Julio is not alone. Even before the new law took effect, one online shark, boasting the moniker "Jaws," offered to sell "my grandmother's points." Since then, the bidding wars have only escalated. Margarita, an actual grandmother living in a Barcelona nursing home, was won over by her own granddaughter. "She was looking online and saw all these people selling their points, so we thought if they could do it, so could I."

Margarita is asking 750 euros ($950) per point.

No points have yet been subtracted from drivers because of a backlog in paperwork. Nonetheless, in mid-August someone named Kylie, had already posted a cry for help: "I'm desperate! I need to buy points at any price!"

Though the new law forbids buying or selling driving points – which is why eBay Spain has removed all such offers from its website – it is difficult to enforce.

According to this points-based license system – already operative in 11 other European countries – the government awards all drivers a beginning sum (12 points), from which it gradually subtracts according to traffic infractions. Talking on your cellphone while driving: three points. Exceeding the speed limit by more than 40 kilometers (25 miles): four points. Lose all your points, and you lose your license. The radar and camera system police currently used to nab traffic law violators identifies only cars, not drivers – allowing vehicle owners to answer infraction notices by claiming that someone else was behind the wheel.

Last week, the DGT's Subdirector for Circulation, Federico Fernández, admitted to the press that points could be sold, although he emphasized that he expected the number of such cases to be "anecdotal."

Anecdotal though they may be, as of Sunday, classifieds websites like www.milanuncios.com featured at least a dozen offers from vendors like Julio. And with others selling their points for as much as 1,500 euros ($1,925) each, his 200-euro ($257) price tag seemed like a bargain. Even if Julio's phone starts ringing, however, he's committed to sell just a few of his points.

"After all, I have to keep some for myself," he says. "You never know when you might need them."

Despite drivers' ability to find ways to preserve points, local authorities trumpeted the nation's new system as a success.

In a nation where hitting the gas, chatting on the phone, and throwing back a few drinks are considered natural parts of the driving experience, the points-based license, so far, seems to be making an impression.

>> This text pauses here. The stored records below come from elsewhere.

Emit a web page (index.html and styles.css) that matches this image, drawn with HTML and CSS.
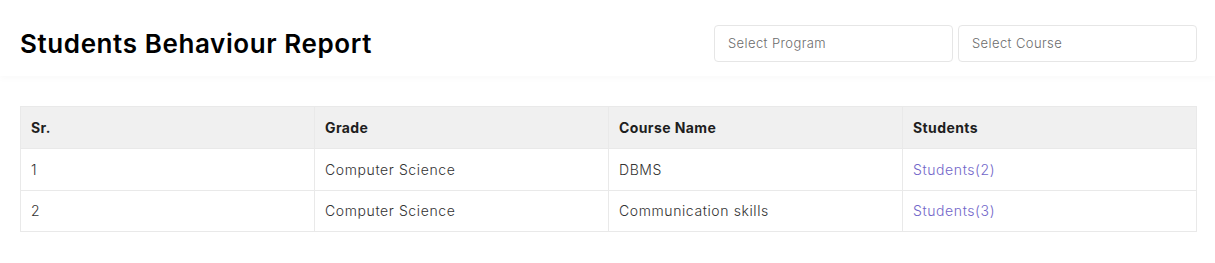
FILE: index.html
```html
<!DOCTYPE html>
<html lang="en">
<head>
    <meta charset="UTF-8">
    <meta name="viewport" content="width=device-width, initial-scale=1.0">
    <title>Students Behaviour Report</title>
    <link rel="stylesheet" href="styles.css">
</head>
<body>
    <div class="page-header">
        <h1>Students Behaviour Report</h1>
        <div class="filters">
            <select class="filter">
                <option>Select Program</option>
            </select>
            <select class="filter">
                <option>Select Course</option>
            </select>
        </div>
    </div>
    <div class="content">
        <table class="report-table">
            <thead>
                <tr>
                    <th>Sr.</th>
                    <th>Grade</th>
                    <th>Course Name</th>
                    <th>Students</th>
                </tr>
            </thead>
            <tbody>
                <tr>
                    <td>1</td>
                    <td>Computer Science</td>
                    <td>DBMS</td>
                    <td><a href="#">Students(2)</a></td>
                </tr>
                <tr>
                    <td>2</td>
                    <td>Computer Science</td>
                    <td>Communication skills</td>
                    <td><a href="#">Students(3)</a></td>
                </tr>
            </tbody>
        </table>
    </div>
</body>
</html>
```

FILE: styles.css
```css
* {
    box-sizing: border-box;
    margin: 0;
    padding: 0;
}
body {
    font-family: Inter, "Open Sans", sans-serif;
    background-color: #fff;
    color: #212529;
}
.page-header {
    display: flex;
    align-items: center;
    justify-content: space-between;
    height: 76px;
    padding: 10px 18px 0 20px;
    box-shadow: 0 3px 6px rgba(0, 0, 0, 0.025);
}
.page-header h1 {
    font-size: 26px;
    font-weight: 600;
    color: #000;
    letter-spacing: 0.6px;
}
.filters {
    display: flex;
    gap: 5px;
}
.filter {
    width: 239px;
    height: 37px;
    padding: 0 13px;
    border: 1px solid #e6e6e6;
    border-radius: 4px;
    background: #fff;
    font-family: inherit;
    font-size: 13px;
    font-weight: 300;
    letter-spacing: 0.4px;
    color: #6c6c6c;
    appearance: none;
}
.content {
    padding: 30px 18px 0 20px;
}
.report-table {
    width: 100%;
    border-collapse: collapse;
    table-layout: fixed;
    font-size: 14px;
}
.report-table th,
.report-table td {
    border: 1px solid #e9e9e9;
    text-align: left;
    padding: 0 10px;
}
.report-table th {
    height: 42px;
    background-color: #f0f0f0;
    font-weight: 700;
    letter-spacing: 0.4px;
    color: #1e1e1e;
}
.report-table td {
    height: 41.5px;
    font-weight: 300;
    letter-spacing: 0.6px;
    color: #333;
}
.report-table a {
    color: #7266c9;
    text-decoration: none;
}
```
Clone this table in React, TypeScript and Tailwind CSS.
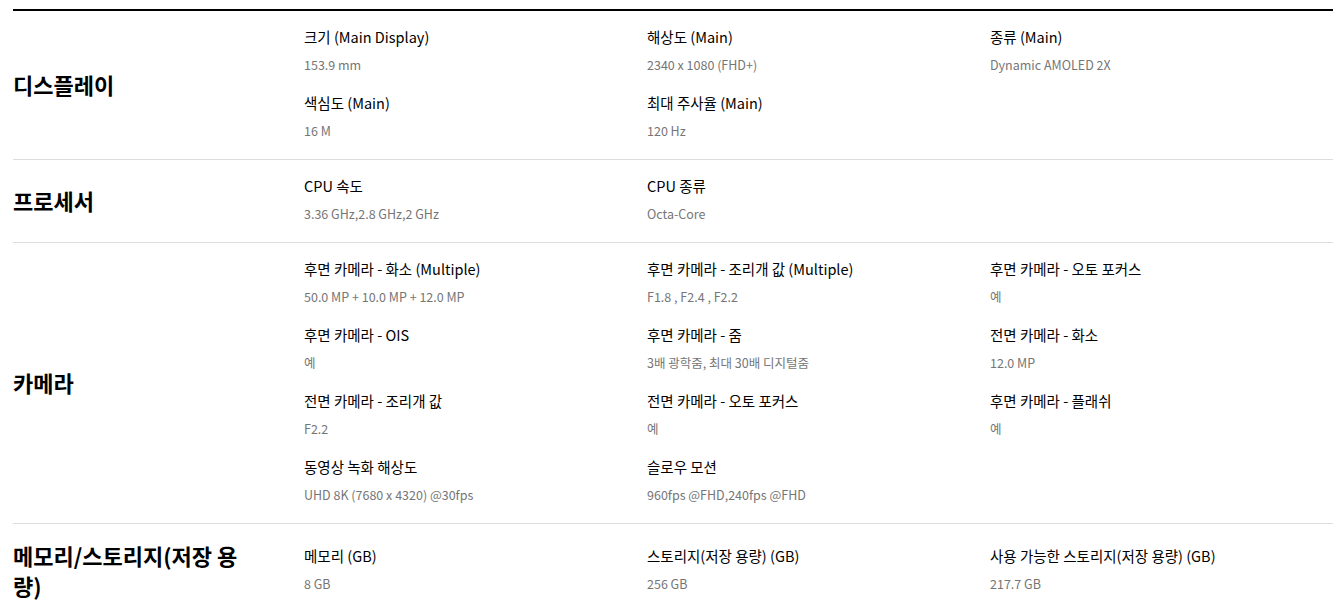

In its first two months, traffic fatalities have dropped 20 percent over the previous year, according to reports released Monday by the General Direction of Traffic (DGT), and average highway speeds have fallen 4 percent across the country.

The fatality rate declined even during "Operacion Retorno" at the end of August, when hundreds of thousands took to Spain's highways in the annual migration ritual marking the end of summer vacation. Despite the rosy statistics, not everyone is pleased with the new license. Mario Arnaldo, president of the Association of European Drivers (AEA), says his organization has gone from "being the strongest proponent of a point-based permit to being its biggest detractor."

One reason for the change of heart: Drivers who have squandered all their points will not actually lose their licenses until they have to renew them – a once-a-decade exercise.

Lamenting this "typically Spanish" bureaucratic loophole, Mr. Arnaldo says the government is avoiding "what it would really take to curb traffic violations – putting more police on the highways."